Deadstock fabric: it’s an unusual and somewhat unsettling phrase, but it’s also an important one. What is deadstock fabric, you may ask? In previous decades, those fabrics would have been unceremoniously thrown away, but today, deadstock fabric is finding a new life with companies that understand the importance of sustainability in the fashion industry.
What is deadstock fabric?
Deadstock fabrics are essentially fashion industry leftovers that would normally have been thrown away after a certain amount of time. The term itself refers to fabric that, for one reason or another, fashion companies just haven’t been able to sell. It could be that the garments or fabric had small imperfections or damages. It could be that the company that ordered it, overestimated their needs. Whatever the reason, the fabric is considered “deadstock.”
Today, some companies and designers are working to give deadstock fabrics a second chance. Christy Dawn is a sustainable fashion company that works with local Los Angeles-based artisans to create one-of-a-kind fashion from reclaimed and repurposed deadstock fabric.
What makes deadstock fabric so special?
Because deadstock fabric often comes in limited amounts, designers are sometimes only able to make one or two dresses out of a specific print or fabric.
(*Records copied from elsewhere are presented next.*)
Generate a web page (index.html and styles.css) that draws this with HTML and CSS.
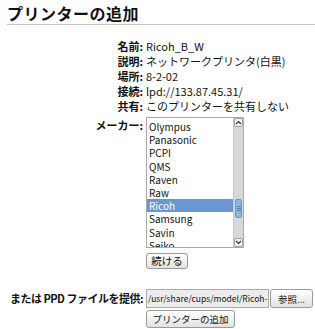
FILE: index.html
```html
<!DOCTYPE html>
<html lang="ja">
<head>
  <meta charset="UTF-8" />
  <title>プリンターの追加</title>
  <link rel="stylesheet" href="styles.css">
</head>
<body>
  <h2 class="title">プリンターの追加</h2>

  <div class="form">
    <!-- printer info -->
    <span class="label">名前:</span><span class="value">Ricoh_B_W</span>
    <span class="label">説明:</span><span class="value">ネットワークプリンタ(白黒)</span>
    <span class="label">場所:</span><span class="value">8-2-02</span>
    <span class="label">接続:</span><span class="value">lpd://133.87.45.31/</span>
    <span class="label">共有:</span><span class="value">このプリンターを共有しない</span>

    <!-- maker list -->
    <span class="label maker-label">メーカー:</span>
    <div class="field maker-field">
      <div class="listbox">
        <ul class="options">
          <li>Olympus</li>
          <li>Panasonic</li>
          <li>PCPI</li>
          <li>QMS</li>
          <li>Raven</li>
          <li>Raw</li>
          <li class="selected">Ricoh</li>
          <li>Samsung</li>
          <li>Savin</li>
          <li>Seiko</li>
        </ul>
        <div class="scrollbar">
          <div class="arrow">
            <svg width="7" height="5" viewBox="0 0 7 5"><path d="M1 4 L3.5 1.5 L6 4" fill="none" stroke="#333" stroke-width="1.2"/></svg>
          </div>
          <div class="track">
            <div class="thumb"><span></span><span></span><span></span></div>
          </div>
          <div class="arrow">
            <svg width="7" height="5" viewBox="0 0 7 5"><path d="M1 1 L3.5 3.5 L6 1" fill="none" stroke="#333" stroke-width="1.2"/></svg>
          </div>
        </div>
      </div>
      <button class="btn">続ける</button>
    </div>

    <!-- ppd file -->
    <span class="label ppd-label">または PPD ファイルを提供:</span>
    <div class="field ppd-field">
      <div class="file">
        <span class="file-path">/usr/share/cups/model/Ricoh-B_W.ppd</span>
        <button class="btn">参照...</button>
      </div>
      <button class="btn">プリンターの追加</button>
    </div>
  </div>
</body>
</html>
```

FILE: styles.css
```css
* {
  box-sizing: border-box;
}

body {
  margin: 0;
  background: #fff;
  color: #111;
  font-family: "Liberation Sans Narrow", "Noto Sans CJK JP", sans-serif;
  font-size: 11px;
}

.title {
  margin: 0 0 14px 7px;
  padding-top: 3px;
  height: 25px;
  font-family: "Noto Sans CJK JP", sans-serif;
  font-size: 16px;
  line-height: 20px;
  font-weight: bold;
  letter-spacing: 0.5px;
  border-bottom: 1px solid #c4c4c4;
}

.form {
  display: grid;
  grid-template-columns: 145px 1fr;
  column-gap: 1px;
  line-height: 15px;
}

.label {
  padding-right: 2px;
  text-align: right;
  font-weight: bold;
  white-space: nowrap;
}

.value {
  white-space: nowrap;
}

.maker-label {
  margin-top: 3px;
  padding-top: 1px;
}

.field {
  display: flex;
  flex-direction: column;
  align-items: flex-start;
}

.maker-field {
  margin-top: 3px;
}

.listbox {
  display: flex;
  width: 98px;
  height: 131px;
  border: 1px solid #a9a9a9;
  overflow: hidden;
}

.options {
  flex: 1;
  margin: 0;
  padding: 2px 0 0;
  list-style: none;
  font-size: 10px;
  line-height: 13.2px;
}

.options li {
  height: 13.2px;
  padding-left: 2px;
}

.options .selected {
  background: #6b96d2;
  color: #fff;
}

.scrollbar {
  display: flex;
  flex-direction: column;
  width: 10px;
  background: #d8d8d8;
  border-left: 1px solid #c8c8c8;
}

.arrow {
  height: 9px;
  display: flex;
  align-items: center;
  justify-content: center;
  background: #f4f4f4;
  border: 1px solid #a0a0a0;
  border-radius: 2px;
}

.track {
  flex: 1;
  padding-top: 72px;
}

.thumb {
  height: 19px;
  margin: 0 1px;
  background: #8fb4e6;
  border: 1px solid #6a92cc;
  border-radius: 2px;
  display: flex;
  flex-direction: column;
  justify-content: center;
  align-items: center;
  gap: 1px;
}

.thumb span {
  width: 4px;
  height: 1px;
  background: #4f78b4;
}

.btn {
  height: 16px;
  padding: 0;
  font-family: "Noto Sans CJK JP", sans-serif;
  font-size: 9.5px;
  line-height: 14px;
  color: #111;
  background: linear-gradient(#ffffff, #e2e2e2);
  border: 1px solid #9a9a9a;
  border-radius: 3px;
}

.maker-field .btn {
  margin-top: 5px;
  width: 42px;
  font-size: 10.5px;
}

.ppd-label {
  margin-top: 20px;
  line-height: 19px;
  letter-spacing: -0.5px;
}

.ppd-field {
  margin-top: 20px;
  gap: 2px;
}

.file {
  display: flex;
  gap: 1px;
}

.file-path {
  width: 123px;
  height: 19px;
  padding: 0 1px;
  overflow: hidden;
  white-space: nowrap;
  font-size: 8.5px;
  line-height: 17px;
  background: #ececec;
  border: 1px solid #a9a9a9;
}

.file .btn {
  height: 19px;
  width: 43px;
}

.ppd-field > .btn {
  height: 18px;
  width: 89px;
}
```
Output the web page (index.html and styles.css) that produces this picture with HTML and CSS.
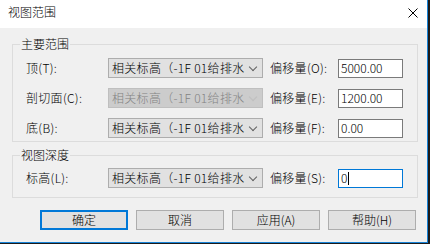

In that way, Christy Dawn explains, the company is able to offer singular, sustainable, handmade looks to its customers. Other brands that use deadstock fabric include Reformation, Re/Done, Dorsu, and Liz Alig. Some companies, like Fabscrap, actually facilitate the use of these discarded fabrics by helping small designers gain access to them.
Is deadstock fabric sustainable?
There is still some debate as to whether or not deadstock fabric is actually sustainable or just another form of greenwashing. According to Virtue + Vice, the theory is that any extra fabric not “rescued” by eco-friendly clothing brands will automatically be thrown into a landfill. However, there are some claims that clothing mills in Cambodia and Bangladesh are actually intentionally overproducing garments. Why would they do this, you might ask?
By creating “too much” fabric, these fashion companies can appeal to different markets. All this “deadstock fabric” can then be sold off to eco-friendly companies that think they are doing the world a favor by saving the extra fabric. In the end, though, that overstock fabric was always meant to be used by somebody. They didn’t make too much, they made enough for the conventional fashion industry and the sustainable fashion industry.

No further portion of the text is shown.